But it seemed that they were having trouble getting along with their teenage daughters, and one of the women, who was enrolled in a workshop of mine, thought that by writing together they would find a way to create meaningful connections and a basis for understanding each other as women. The daughters, who had known each other since they were toddlers, had agreed to give it a try.
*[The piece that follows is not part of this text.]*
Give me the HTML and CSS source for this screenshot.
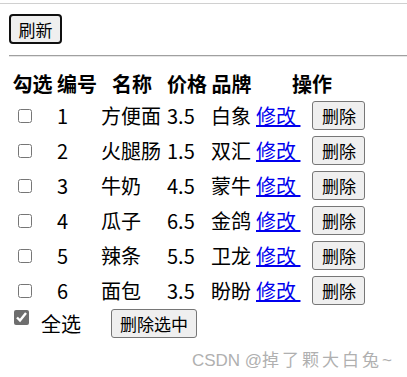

As I sat down in the comfortable living room and looked around at the fourteen of them—I was apprehensive and yet excited to see what would happen in the next two hours. The truth was I had no idea what I was going to ask them to write about, and no idea whether this group would end in disaster or triumph. I rarely prepare a topic before meeting a group, feeling out the needs of the people in the room by listening to what they write in the first exercise: a five minute free-writing that elicits results I still don’t understand after fifteen years of doing this work. People open up to aspects of themselves that are moving and deep and true, as if those truths are standing behind a door waiting to be invited into the room. But would teen-age girls risk writing their truths with their mothers right there? Would their mothers risk revealing themselves to their girls?

I had asked everyone to leave their phones and connective devices in another room and one of the girls said she felt really strange. Even stranger when we began simply by sitting in quiet together, breathing in silence for five minutes. A few of the girls laughed nervously. Some of them squirmed. I held the quiet like a cloak, spreading it out over the fidgets and giggles as they settled in. Sometimes just five minutes of silence in a room can shift moods and connect us to the inner life that we hunger for and often fear, but that we must work consciously to give to ourselves these days because so much that is rich waits for us there.

Just before the writing began one of the women asked if she could write in her native language. “Of course,” I said, off handedly. “Write in whatever language feels right for you.” She was the first person to read that day. “I know you won’t understand what I’m saying but I had to write this.” she began.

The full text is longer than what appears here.